DO THIS — Of all the lines here, how many include the string "screenshot"? Answer with the number only.

--- LISTED ENTRIES ---

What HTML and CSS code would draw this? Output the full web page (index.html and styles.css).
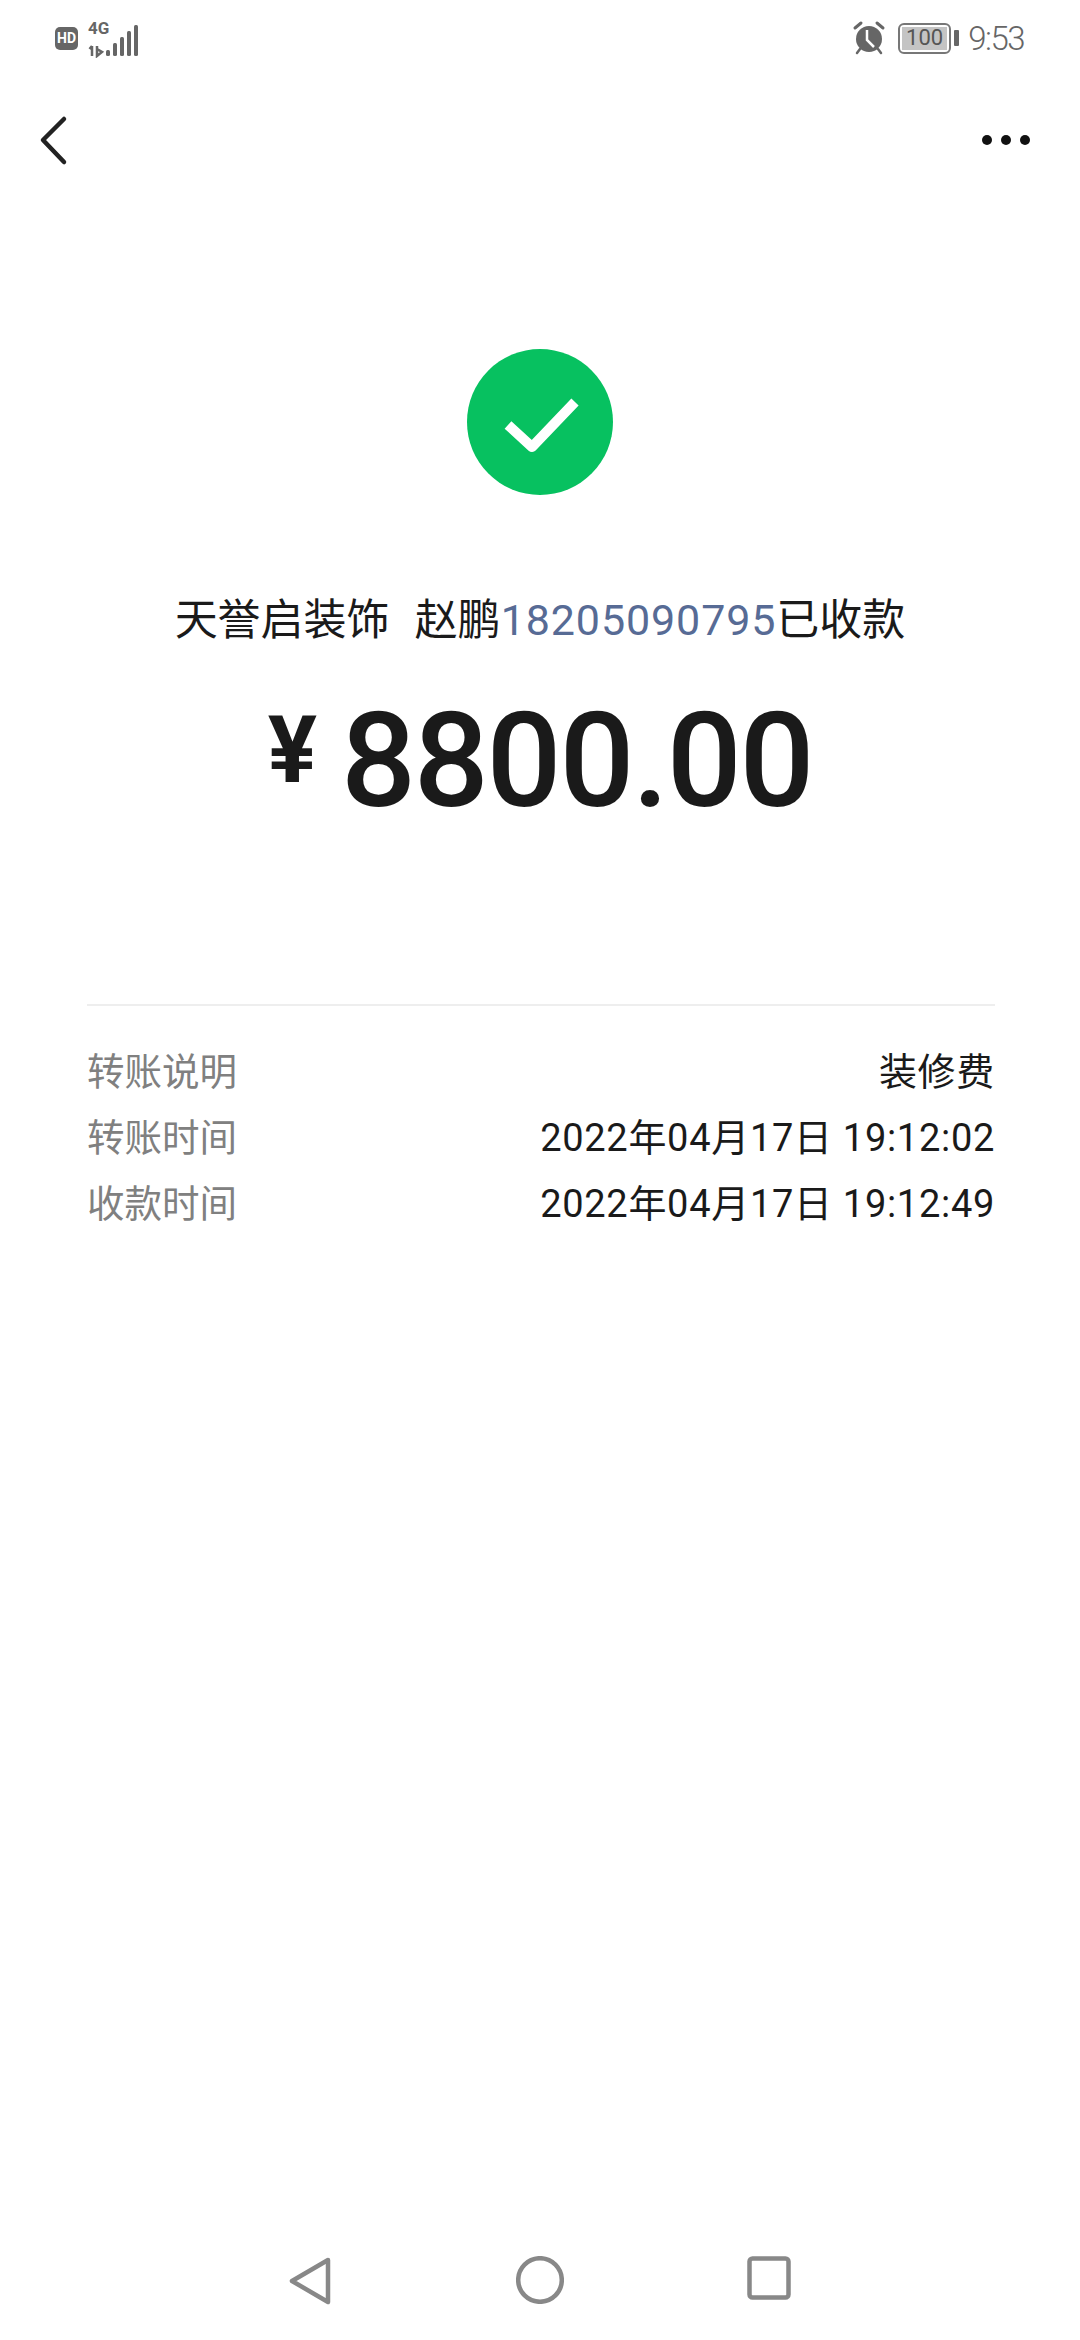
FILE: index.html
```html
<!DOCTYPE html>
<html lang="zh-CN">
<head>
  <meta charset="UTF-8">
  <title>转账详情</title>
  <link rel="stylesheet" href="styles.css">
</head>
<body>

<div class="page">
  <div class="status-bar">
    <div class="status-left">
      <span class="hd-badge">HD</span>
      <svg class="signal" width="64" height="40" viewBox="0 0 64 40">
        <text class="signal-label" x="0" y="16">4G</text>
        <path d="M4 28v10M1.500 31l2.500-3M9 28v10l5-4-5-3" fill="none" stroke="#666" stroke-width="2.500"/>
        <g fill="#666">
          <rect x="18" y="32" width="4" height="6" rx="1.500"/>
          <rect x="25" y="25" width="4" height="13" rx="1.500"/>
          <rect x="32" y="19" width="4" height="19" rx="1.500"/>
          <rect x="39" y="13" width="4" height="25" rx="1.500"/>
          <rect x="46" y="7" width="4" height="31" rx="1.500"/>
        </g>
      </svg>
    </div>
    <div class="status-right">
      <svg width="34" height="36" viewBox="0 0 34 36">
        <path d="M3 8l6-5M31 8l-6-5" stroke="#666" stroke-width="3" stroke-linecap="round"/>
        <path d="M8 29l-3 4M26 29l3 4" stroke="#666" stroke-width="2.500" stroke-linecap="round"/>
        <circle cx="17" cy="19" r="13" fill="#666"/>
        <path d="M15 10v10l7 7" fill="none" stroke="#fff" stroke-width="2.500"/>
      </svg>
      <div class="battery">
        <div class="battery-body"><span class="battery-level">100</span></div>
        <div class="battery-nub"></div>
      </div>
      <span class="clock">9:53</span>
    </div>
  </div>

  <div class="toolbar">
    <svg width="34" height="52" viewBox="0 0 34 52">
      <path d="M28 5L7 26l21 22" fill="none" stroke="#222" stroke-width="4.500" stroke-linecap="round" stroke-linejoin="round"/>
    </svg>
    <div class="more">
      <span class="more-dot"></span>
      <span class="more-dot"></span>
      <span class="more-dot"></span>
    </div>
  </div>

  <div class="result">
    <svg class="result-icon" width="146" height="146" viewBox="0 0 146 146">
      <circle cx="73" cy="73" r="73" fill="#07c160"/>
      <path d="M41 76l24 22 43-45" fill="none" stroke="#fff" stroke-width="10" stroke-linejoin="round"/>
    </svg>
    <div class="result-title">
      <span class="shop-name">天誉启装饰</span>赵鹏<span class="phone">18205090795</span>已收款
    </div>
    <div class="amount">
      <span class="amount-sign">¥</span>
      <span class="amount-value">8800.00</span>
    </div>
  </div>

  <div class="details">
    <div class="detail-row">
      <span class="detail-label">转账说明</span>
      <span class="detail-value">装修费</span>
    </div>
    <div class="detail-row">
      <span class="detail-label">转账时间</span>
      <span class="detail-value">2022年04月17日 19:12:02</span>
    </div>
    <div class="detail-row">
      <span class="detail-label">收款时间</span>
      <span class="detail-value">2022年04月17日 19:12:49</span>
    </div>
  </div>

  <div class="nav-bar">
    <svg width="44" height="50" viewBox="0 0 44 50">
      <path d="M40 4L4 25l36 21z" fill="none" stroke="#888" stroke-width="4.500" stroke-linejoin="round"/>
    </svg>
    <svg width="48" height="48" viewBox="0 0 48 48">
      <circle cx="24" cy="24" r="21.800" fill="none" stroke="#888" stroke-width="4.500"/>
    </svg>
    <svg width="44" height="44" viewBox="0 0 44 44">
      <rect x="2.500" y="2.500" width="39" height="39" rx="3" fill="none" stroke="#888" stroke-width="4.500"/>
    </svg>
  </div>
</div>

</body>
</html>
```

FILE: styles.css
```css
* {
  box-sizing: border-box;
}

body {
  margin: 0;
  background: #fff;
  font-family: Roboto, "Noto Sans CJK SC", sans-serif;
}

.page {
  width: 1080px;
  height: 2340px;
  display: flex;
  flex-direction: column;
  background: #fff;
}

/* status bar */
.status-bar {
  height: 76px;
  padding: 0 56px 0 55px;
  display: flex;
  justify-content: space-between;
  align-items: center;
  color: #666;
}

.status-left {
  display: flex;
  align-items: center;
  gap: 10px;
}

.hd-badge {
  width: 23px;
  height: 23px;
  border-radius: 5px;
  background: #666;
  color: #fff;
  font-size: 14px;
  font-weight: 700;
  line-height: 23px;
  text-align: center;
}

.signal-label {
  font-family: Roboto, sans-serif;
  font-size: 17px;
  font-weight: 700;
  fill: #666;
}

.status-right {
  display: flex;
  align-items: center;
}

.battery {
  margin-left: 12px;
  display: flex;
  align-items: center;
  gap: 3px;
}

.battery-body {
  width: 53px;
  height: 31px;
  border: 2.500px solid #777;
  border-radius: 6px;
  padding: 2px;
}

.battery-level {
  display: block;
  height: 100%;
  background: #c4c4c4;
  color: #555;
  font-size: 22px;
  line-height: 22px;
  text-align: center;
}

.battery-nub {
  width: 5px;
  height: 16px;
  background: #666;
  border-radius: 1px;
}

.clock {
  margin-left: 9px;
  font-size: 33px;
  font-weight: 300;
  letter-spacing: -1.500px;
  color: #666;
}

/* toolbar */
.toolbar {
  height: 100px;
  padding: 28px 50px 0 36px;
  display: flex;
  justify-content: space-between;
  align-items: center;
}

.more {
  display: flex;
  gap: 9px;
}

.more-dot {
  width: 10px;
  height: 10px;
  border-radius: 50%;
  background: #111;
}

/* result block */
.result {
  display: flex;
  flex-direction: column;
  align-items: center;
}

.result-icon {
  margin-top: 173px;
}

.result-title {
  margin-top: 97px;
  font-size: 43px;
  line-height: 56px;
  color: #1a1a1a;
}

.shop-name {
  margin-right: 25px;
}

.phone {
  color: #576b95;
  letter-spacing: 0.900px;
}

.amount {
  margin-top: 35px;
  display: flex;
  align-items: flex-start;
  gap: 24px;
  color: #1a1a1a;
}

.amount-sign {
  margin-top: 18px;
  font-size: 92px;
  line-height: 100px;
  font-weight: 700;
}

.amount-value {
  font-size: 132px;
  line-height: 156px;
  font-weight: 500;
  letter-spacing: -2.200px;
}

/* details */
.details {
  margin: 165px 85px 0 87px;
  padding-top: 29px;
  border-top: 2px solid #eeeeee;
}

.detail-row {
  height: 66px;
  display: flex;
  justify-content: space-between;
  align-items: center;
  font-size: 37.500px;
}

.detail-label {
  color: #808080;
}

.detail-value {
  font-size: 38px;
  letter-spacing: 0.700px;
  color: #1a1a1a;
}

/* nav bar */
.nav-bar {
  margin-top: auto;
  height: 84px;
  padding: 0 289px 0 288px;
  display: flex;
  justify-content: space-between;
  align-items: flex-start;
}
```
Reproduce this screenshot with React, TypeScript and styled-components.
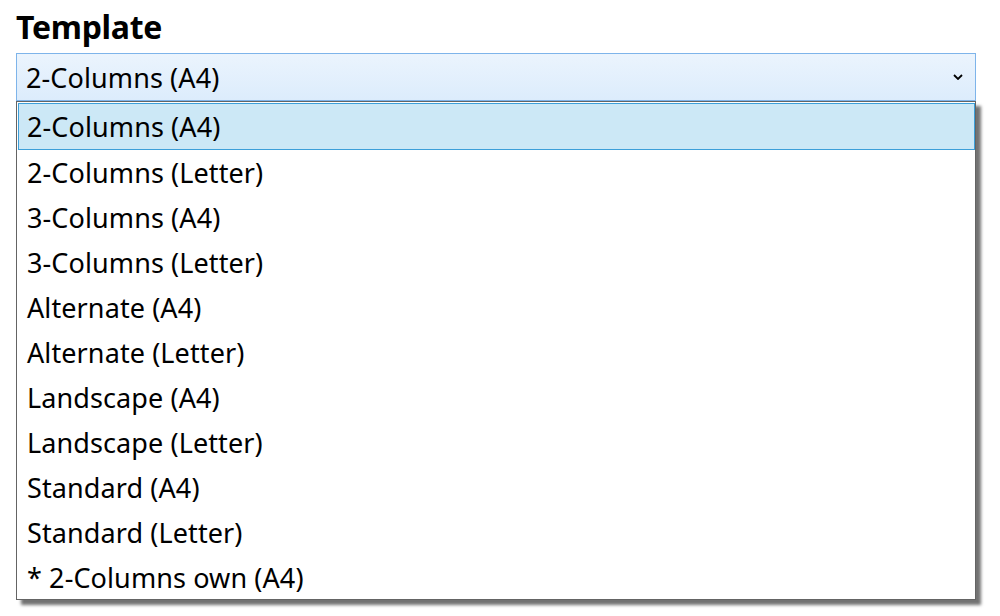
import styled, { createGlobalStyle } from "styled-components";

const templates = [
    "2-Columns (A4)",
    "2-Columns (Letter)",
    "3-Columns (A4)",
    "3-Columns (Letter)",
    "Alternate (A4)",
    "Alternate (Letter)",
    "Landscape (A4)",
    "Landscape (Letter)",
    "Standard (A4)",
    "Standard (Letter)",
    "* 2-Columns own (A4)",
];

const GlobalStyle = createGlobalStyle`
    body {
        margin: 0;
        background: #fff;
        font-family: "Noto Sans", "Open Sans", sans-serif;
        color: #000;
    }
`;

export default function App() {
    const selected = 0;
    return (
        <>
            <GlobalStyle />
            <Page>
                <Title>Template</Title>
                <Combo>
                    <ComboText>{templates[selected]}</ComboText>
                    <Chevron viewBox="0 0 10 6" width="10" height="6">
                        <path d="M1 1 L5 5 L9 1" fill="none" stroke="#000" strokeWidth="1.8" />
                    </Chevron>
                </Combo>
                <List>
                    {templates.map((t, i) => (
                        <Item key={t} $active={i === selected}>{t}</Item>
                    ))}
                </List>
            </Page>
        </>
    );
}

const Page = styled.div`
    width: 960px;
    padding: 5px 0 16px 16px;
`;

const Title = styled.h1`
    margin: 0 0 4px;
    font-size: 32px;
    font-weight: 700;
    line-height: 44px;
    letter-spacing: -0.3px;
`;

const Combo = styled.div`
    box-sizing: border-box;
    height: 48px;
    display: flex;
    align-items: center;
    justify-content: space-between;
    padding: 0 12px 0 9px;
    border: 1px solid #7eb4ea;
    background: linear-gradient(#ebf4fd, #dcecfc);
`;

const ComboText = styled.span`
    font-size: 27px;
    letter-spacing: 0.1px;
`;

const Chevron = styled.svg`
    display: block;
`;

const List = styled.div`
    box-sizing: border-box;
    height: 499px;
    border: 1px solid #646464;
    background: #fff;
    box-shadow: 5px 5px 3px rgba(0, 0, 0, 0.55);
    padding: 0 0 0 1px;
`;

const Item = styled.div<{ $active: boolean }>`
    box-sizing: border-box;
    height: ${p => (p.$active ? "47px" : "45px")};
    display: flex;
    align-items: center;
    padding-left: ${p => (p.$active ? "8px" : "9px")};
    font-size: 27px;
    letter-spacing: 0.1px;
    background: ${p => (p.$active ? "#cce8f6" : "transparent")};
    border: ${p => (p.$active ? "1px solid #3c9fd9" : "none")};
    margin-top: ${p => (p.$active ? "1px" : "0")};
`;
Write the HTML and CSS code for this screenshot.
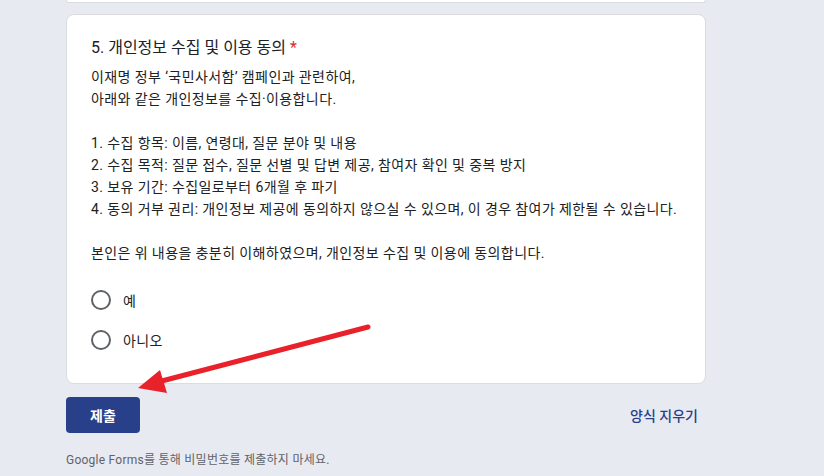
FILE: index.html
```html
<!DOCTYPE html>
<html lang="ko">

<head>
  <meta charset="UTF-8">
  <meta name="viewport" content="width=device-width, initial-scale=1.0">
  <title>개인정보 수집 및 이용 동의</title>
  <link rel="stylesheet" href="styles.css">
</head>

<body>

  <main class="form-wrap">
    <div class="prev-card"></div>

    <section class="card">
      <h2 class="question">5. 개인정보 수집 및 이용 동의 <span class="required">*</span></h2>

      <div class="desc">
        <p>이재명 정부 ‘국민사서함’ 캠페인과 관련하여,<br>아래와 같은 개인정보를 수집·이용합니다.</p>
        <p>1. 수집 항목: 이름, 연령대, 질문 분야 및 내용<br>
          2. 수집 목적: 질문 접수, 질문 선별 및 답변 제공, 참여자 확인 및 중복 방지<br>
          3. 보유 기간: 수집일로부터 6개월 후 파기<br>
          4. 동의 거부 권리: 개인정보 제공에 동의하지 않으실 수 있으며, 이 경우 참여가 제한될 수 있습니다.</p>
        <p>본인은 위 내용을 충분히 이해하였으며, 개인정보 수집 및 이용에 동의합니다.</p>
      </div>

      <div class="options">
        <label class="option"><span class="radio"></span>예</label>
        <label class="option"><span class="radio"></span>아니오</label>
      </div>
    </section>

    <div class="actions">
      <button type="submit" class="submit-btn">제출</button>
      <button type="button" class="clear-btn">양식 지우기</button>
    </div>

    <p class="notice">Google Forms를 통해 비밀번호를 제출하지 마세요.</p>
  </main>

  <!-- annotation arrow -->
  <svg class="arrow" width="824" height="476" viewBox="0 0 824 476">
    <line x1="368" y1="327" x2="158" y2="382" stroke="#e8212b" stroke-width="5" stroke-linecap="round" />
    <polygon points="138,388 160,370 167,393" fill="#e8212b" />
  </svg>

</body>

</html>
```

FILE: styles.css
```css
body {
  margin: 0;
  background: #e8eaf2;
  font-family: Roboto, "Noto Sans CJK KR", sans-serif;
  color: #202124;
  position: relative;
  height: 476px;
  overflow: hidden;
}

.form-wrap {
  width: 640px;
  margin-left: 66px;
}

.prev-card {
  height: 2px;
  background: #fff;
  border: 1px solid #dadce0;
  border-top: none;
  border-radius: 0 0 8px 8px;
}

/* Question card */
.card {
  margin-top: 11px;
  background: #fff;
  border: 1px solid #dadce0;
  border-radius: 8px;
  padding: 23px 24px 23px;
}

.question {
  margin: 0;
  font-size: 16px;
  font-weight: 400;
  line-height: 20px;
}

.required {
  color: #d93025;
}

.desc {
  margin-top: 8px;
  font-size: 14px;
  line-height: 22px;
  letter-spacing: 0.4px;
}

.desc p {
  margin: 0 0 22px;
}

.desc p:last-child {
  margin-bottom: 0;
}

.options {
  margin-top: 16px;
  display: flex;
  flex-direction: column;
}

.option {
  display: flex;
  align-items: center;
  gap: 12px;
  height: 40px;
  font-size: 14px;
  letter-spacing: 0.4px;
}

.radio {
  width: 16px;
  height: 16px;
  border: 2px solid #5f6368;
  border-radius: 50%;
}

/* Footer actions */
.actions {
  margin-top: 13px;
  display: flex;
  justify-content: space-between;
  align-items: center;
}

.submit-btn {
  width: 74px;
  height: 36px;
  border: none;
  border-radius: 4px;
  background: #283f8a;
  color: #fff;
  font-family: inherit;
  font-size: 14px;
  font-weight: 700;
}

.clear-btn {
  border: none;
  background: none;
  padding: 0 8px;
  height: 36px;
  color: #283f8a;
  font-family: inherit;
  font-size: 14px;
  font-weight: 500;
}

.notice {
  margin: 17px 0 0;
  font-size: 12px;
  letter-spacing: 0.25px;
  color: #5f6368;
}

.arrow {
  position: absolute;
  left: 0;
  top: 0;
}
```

---

THE OUTPUT — 2